This week Dateline investigates their case and talks to the daughter of one of the disappeared men, who is speaking out for truth and justice.

“I am afraid that I won’t get to see my father again.”

“It’s something that I think about every now and then, but I try not to.”

Angela Gui’s father, Gui Minhai, is a China-born Swedish scholar and book publisher. On October 17, 2015 he disappeared, and his whereabouts has been unknown ever since.

At the time of his disappearance, he had been last seen in the Thai resort town of Pattaya, leaving his apartment building with an unidentified man who had been waiting and watching the building.

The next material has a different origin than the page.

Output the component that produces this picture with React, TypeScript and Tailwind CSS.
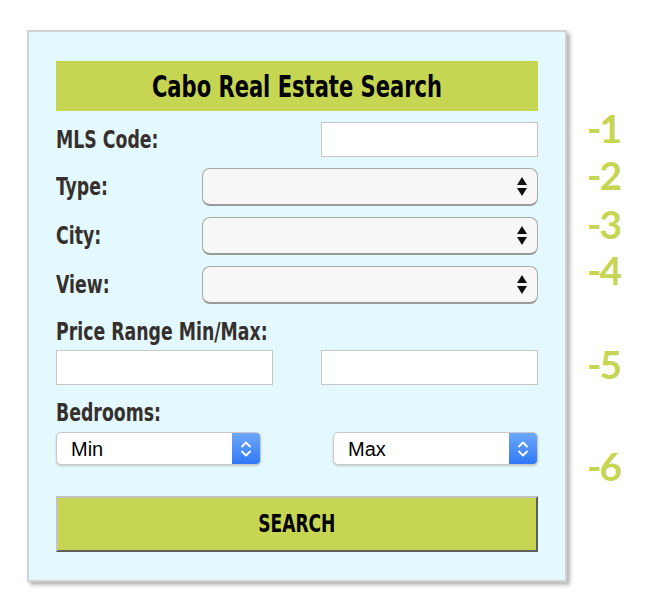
import React from "react";

const condensed =
  "font-['Liberation_Sans_Narrow','DejaVu_Sans_Condensed','Liberation_Sans',sans-serif] [font-stretch:condensed] font-bold";

function Label({ children }: { children: React.ReactNode }) {
  return (
    <span
      className={`${condensed} inline-block origin-left scale-x-[0.77] whitespace-nowrap text-[25px] leading-[24px] text-[#35302d]`}
    >
      {children}
    </span>
  );
}

function TextBox({ width }: { width: string }) {
  return <div className={`${width} h-[35px] bg-white border border-[#c6c6c6]`} />;
}

function UpDownArrows() {
  return (
    <svg width="10" height="20" viewBox="0 0 10 20" className="block">
      <path d="M5 0 L10 8 L0 8 Z" fill="#111" />
      <path d="M0 11 L10 11 L5 19 Z" fill="#111" />
    </svg>
  );
}

function PlainSelect() {
  return (
    <div className="w-[336px] h-[38px] rounded-[8px] bg-[#f7f7f7] border border-[#a9a9a9] border-b-2 border-b-[#9a9a9a] flex items-center justify-end pr-[10px]">
      <UpDownArrows />
    </div>
  );
}

function MacSelect({ label }: { label: string }) {
  return (
    <div className="w-[205px] h-[33px] rounded-[5px] bg-white border border-[#c9c9c9] shadow-[0_1px_2px_rgba(0,0,0,0.2)] flex overflow-hidden">
      <div className="flex-1 flex items-center pl-[14px] font-['Liberation_Sans',Arial,sans-serif] text-[20px] text-black">
        {label}
      </div>
      <div className="w-[28px] h-full bg-gradient-to-b from-[#6ea8fb] to-[#2e78f4] flex items-center justify-center">
        <svg width="12" height="20" viewBox="0 0 12 20">
          <path d="M2 7.5 L6 3.5 L10 7.5" stroke="#fff" strokeWidth="1.8" fill="none" strokeLinecap="round" strokeLinejoin="round" />
          <path d="M2 12.5 L6 16.5 L10 12.5" stroke="#fff" strokeWidth="1.8" fill="none" strokeLinecap="round" strokeLinejoin="round" />
        </svg>
      </div>
    </div>
  );
}

function StepNumber({ n, className }: { n: number; className: string }) {
  return <div className={`h-[40px] leading-[40px] ${className}`}>-{n}</div>;
}

export default function App() {
  return (
    <div className="w-[650px] h-[599px] bg-white flex items-start pl-[27px] pt-[30px]">
      <div className="w-[540px] border-2 border-[#d2d2d2] bg-[#e4f9fd] shadow-[3px_3px_4px_rgba(0,0,0,0.3)] px-[27px] pt-[29px] pb-[28px]">
        <div className="h-[50px] bg-[#c6d653] flex items-center justify-center">
          <span className={`${condensed} inline-block scale-x-[0.78] whitespace-nowrap text-[30px] text-black`}>
            Cabo Real Estate Search
          </span>
        </div>

        <div className="mt-[11px] h-[35px] flex items-center justify-between">
          <Label>MLS Code:</Label>
          <TextBox width="w-[217px]" />
        </div>
        <div className="mt-[11px] flex items-center justify-between">
          <Label>Type:</Label>
          <PlainSelect />
        </div>
        <div className="mt-[11px] flex items-center justify-between">
          <Label>City:</Label>
          <PlainSelect />
        </div>
        <div className="mt-[11px] flex items-center justify-between">
          <Label>View:</Label>
          <PlainSelect />
        </div>

        <div className="mt-[16px] h-[24px] flex items-center">
          <Label>Price Range Min/Max:</Label>
        </div>
        <div className="mt-[6px] flex justify-between">
          <TextBox width="w-[217px]" />
          <TextBox width="w-[217px]" />
        </div>

        <div className="mt-[16px] h-[24px] flex items-center">
          <Label>Bedrooms:</Label>
        </div>
        <div className="mt-[7px] flex justify-between">
          <MacSelect label="Min" />
          <MacSelect label="Max" />
        </div>

        <button
          type="button"
          className="mt-[31px] w-full h-[56px] bg-[#c6d653] border-2 border-t-[#c4c4c4] border-l-[#c4c4c4] border-b-[#5e5e5e] border-r-[#5e5e5e] flex items-center justify-center"
        >
          <span className={`${condensed} inline-block scale-x-[0.76] text-[25px] text-black`}>SEARCH</span>
        </button>
      </div>

      <div className="ml-[20px] pt-[78px] flex flex-col font-['Lato','Noto_Sans',sans-serif] font-bold text-[39px] tracking-[-2px] text-[#c6d653]">
        <StepNumber n={1} className="" />
        <StepNumber n={2} className="mt-[7px]" />
        <StepNumber n={3} className="mt-[9px]" />
        <StepNumber n={4} className="mt-[6px]" />
        <StepNumber n={5} className="mt-[54px]" />
        <StepNumber n={6} className="mt-[62px]" />
      </div>
    </div>
  );
}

It was among a string of disappearances, all linked to a bookstore in downtown Hong Kong.

Causeway Bay Books is now empty and unattended, but for years it published books on China’s leaders, and other material considered transgressive by Chinese authorities and banned in the mainland.

Around the same time that Gui disappeared, two other men associated with Causeway Bay Books – Lui Por and Cheung Chi Ping – also vanished after crossing into mainland China.

A few days later, the general manager of the bookstore Lam Wing Kee, disappeared while on a trip in the Chinese city of Shenzhen.

It wasn’t until the disappearance of a fifth bookseller that it gained international attention. Lee Bo, a British citizen, was taken on December 30. His abduction triggered a campaign and series of protests within Hong Kong, with people demanding to know where the men were.

9.30pm Tuesday, on SBS.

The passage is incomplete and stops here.